MATERIAL FOR THIS TASK ->
□ □ □ □

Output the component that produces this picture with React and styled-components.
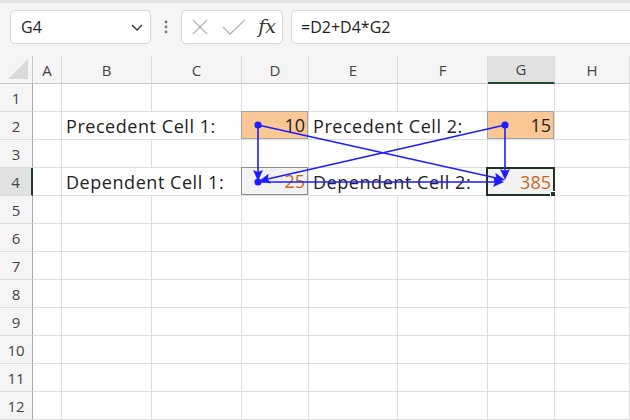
import React from "react";
import styled, { createGlobalStyle } from "styled-components";

const Global = createGlobalStyle`
  html, body { margin: 0; padding: 0; background: #ffffff; }
  body { font-family: "Open Sans", "Liberation Sans", sans-serif; }
`;

const Frame = styled.div`
  position: relative;
  width: 630px;
  height: 420px;
  overflow: hidden;
  background: #ffffff;
`;

const TopBar = styled.div`
  height: 56px;
  box-sizing: border-box;
  background: #f5f5f5;
  border-top: 3px solid #e4e4e4;
  display: flex;
  align-items: center;
  padding: 0 0 5px 10px;
`;

const Box = styled.div`
  height: 34px;
  box-sizing: border-box;
  background: #ffffff;
  border: 1px solid #d6d6d6;
  border-radius: 5px;
  display: flex;
  align-items: center;
`;

const NameBox = styled(Box)`
  width: 141px;
  padding: 0 6px 0 10px;
  justify-content: space-between;
  font-size: 16px;
  color: #222;
`;

const Kebab = styled.div`
  width: 30px;
  display: flex;
  justify-content: center;
  color: #777;
`;

const FxBox = styled(Box)`
  width: 102px;
  margin-right: 8px;
  padding: 0 6px 0 9px;
  justify-content: space-between;
`;

const Fx = styled.span`
  font-family: "DejaVu Serif", "Liberation Serif", serif;
  font-style: italic;
  font-size: 19px;
  color: #333;
  margin-top: -2px;
`;

const FormulaBox = styled(Box)`
  flex: 1;
  border-right: none;
  border-radius: 5px 0 0 5px;
  padding-left: 9px;
  font-size: 16px;
  color: #222;
`;

const Grid = styled.div`
  display: grid;
  grid-template-columns: 33px 29px 90px 90px 67px 89px 90px 67px 75px;
  grid-auto-rows: 28px;
`;

const ColHead = styled.div`
  box-sizing: border-box;
  background: ${(p) => (p.$active ? "#e1e1e1" : "#f5f5f5")};
  border-right: 1px solid #dcdcdc;
  border-bottom: ${(p) => (p.$active ? "2px solid #1f4a2c" : "1px solid #c8c8c8")};
  display: flex;
  align-items: center;
  justify-content: center;
  font-size: 15px;
  color: #444;
`;

const Corner = styled.div`
  box-sizing: border-box;
  background: #f5f5f5;
  border-right: 1px solid #c8c8c8;
  border-bottom: 1px solid #c8c8c8;
  display: flex;
  align-items: flex-end;
  justify-content: flex-end;
  padding: 0 4px 4px 0;
`;

const RowHead = styled.div`
  box-sizing: border-box;
  background: ${(p) => (p.$active ? "#e1e1e1" : "#f5f5f5")};
  border-right: ${(p) => (p.$active ? "2px solid #1f3a27" : "1px solid #a8a8a8")};
  border-bottom: 1px solid #dcdcdc;
  display: flex;
  align-items: center;
  justify-content: center;
  font-size: 15px;
  color: #444;
`;

const Cell = styled.div`
  position: relative;
  box-sizing: border-box;
  grid-column: span ${(p) => p.$span || 1};
  border-right: 1px solid #dedede;
  border-bottom: 1px solid #dedede;
  background: ${(p) => p.$bg || "#ffffff"};
  display: flex;
  align-items: center;
  justify-content: ${(p) => (p.$num ? "flex-end" : "flex-start")};
  padding: ${(p) => (p.$num ? "0 3px 0 0" : "0 0 0 4px")};
  font-size: 18px;
  letter-spacing: ${(p) => (p.$num ? "0" : "0.55px")};
  color: ${(p) => p.$color || "#222"};
  white-space: nowrap;
  ${(p) => p.$outline && `box-shadow: inset 0 0 0 1px ${p.$outline}; margin: -1px 0 0 -1px; width: calc(100% + 1px); height: 29px;`}
`;

const Selection = styled.div`
  position: absolute;
  inset: -1px -1px -1px -2px;
  border: 2px solid #1f3324;
  pointer-events: none;
`;

const Handle = styled.div`
  position: absolute;
  right: -5px;
  bottom: -5px;
  width: 6px;
  height: 6px;
  background: #1f3324;
  border: 1px solid #ffffff;
`;

const Overlay = styled.svg`
  position: absolute;
  left: 0;
  top: 0;
  pointer-events: none;
`;

const BLUE = "#1d1dff";

function Arrow({ x1, y1, x2, y2 }) {
  const dx = x2 - x1;
  const dy = y2 - y1;
  const len = Math.hypot(dx, dy);
  const ux = dx / len;
  const uy = dy / len;
  const L = 11;
  const W = 5;
  const bx = x2 - ux * L;
  const by = y2 - uy * L;
  const pts = `${x2},${y2} ${bx - uy * W},${by + ux * W} ${bx + ux * 2},${by + uy * 2} ${bx + uy * W},${by - ux * W}`;
  return (
    <g>
      <line x1={x1} y1={y1} x2={bx + ux * 2} y2={by + uy * 2} stroke={BLUE} strokeWidth="1.6" />
      <polygon points={pts} fill={BLUE} />
    </g>
  );
}

const cols = ["A", "B", "C", "D", "E", "F", "G", "H"];

const PEACH = "#f9c894";
const GREYFILL = "#f2f2f2";
const ORANGE = "#c8691c";

function Row({ n, children }) {
  return (
    <>
      <RowHead $active={n === 4}>{n}</RowHead>
      {children}
    </>
  );
}

function Blank() {
  return (
    <>
      {cols.map((c) => (
        <Cell key={c} />
      ))}
    </>
  );
}

export default function App() {
  const rows = [];
  for (let n = 1; n <= 12; n++) {
    if (n === 2) {
      rows.push(
        <Row key={n} n={n}>
          <Cell />
          <Cell $span={2}>Precedent Cell 1:</Cell>
          <Cell $num $bg={PEACH} $outline="#a3a3a3">10</Cell>
          <Cell $span={2}>Precedent Cell 2:</Cell>
          <Cell $num $bg={PEACH} $outline="#a3a3a3">15</Cell>
          <Cell />
        </Row>
      );
    } else if (n === 4) {
      rows.push(
        <Row key={n} n={n}>
          <Cell />
          <Cell $span={2}>Dependent Cell 1:</Cell>
          <Cell $num $bg={GREYFILL} $outline="#8c8c8c" $color={ORANGE}>25</Cell>
          <Cell $span={2}>Dependent Cell 2:</Cell>
          <Cell $num $bg={GREYFILL} $color={ORANGE}>
            385
            <Selection>
              <Handle />
            </Selection>
          </Cell>
          <Cell />
        </Row>
      );
    } else {
      rows.push(
        <Row key={n} n={n}>
          <Blank />
        </Row>
      );
    }
  }

  return (
    <Frame>
      <Global />
      <TopBar>
        <NameBox>
          <span>G4</span>
          <svg width="14" height="14" viewBox="0 0 14 14">
            <path d="M2 5 L7 10 L12 5" fill="none" stroke="#333" strokeWidth="1.4" />
          </svg>
        </NameBox>
        <Kebab>
          <svg width="4" height="16" viewBox="0 0 4 16">
            <circle cx="2" cy="3" r="1.4" fill="#777" />
            <circle cx="2" cy="8" r="1.4" fill="#777" />
            <circle cx="2" cy="13" r="1.4" fill="#777" />
          </svg>
        </Kebab>
        <FxBox>
          <svg width="18" height="18" viewBox="0 0 18 18">
            <path d="M2 2 L16 16 M16 2 L2 16" stroke="#b5b5b5" strokeWidth="1.3" fill="none" />
          </svg>
          <svg width="24" height="18" viewBox="0 0 24 18">
            <path d="M1 9 L8 16 L23 2" stroke="#b5b5b5" strokeWidth="1.3" fill="none" />
          </svg>
          <Fx>fx</Fx>
        </FxBox>
        <FormulaBox>=D2+D4*G2</FormulaBox>
      </TopBar>
      <Grid>
        <Corner>
          <svg width="20" height="20" viewBox="0 0 20 20">
            <polygon points="20,0 20,20 0,20" fill="#dadada" />
          </svg>
        </Corner>
        {cols.map((c) => (
          <ColHead key={c} $active={c === "G"}>
            {c}
          </ColHead>
        ))}
        {rows}
      </Grid>
      <Overlay width="630" height="420" viewBox="0 0 630 420">
        <Arrow x1={258} y1={125} x2={258} y2={181} />
        <Arrow x1={258} y1={125} x2={505} y2={180} />
        <Arrow x1={505} y1={125} x2={259} y2={181} />
        <Arrow x1={505} y1={125} x2={505} y2={180} />
        <Arrow x1={258} y1={182} x2={504} y2={182} />
        <circle cx="258" cy="125" r="3.6" fill={BLUE} />
        <circle cx="505" cy="125" r="3.6" fill={BLUE} />
        <circle cx="258" cy="182" r="3.6" fill={BLUE} />
      </Overlay>
    </Frame>
  );
}
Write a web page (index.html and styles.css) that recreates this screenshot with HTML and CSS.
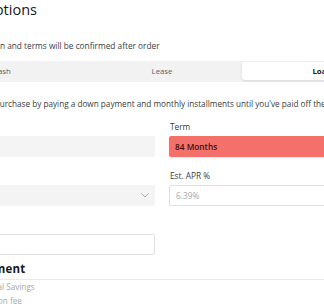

□ □ □ □

INSTRUCTION ->
From the listing above, return each line with the word "React".

THE ANSWER ->
Output the component that produces this picture with React and styled-components.
import React from "react";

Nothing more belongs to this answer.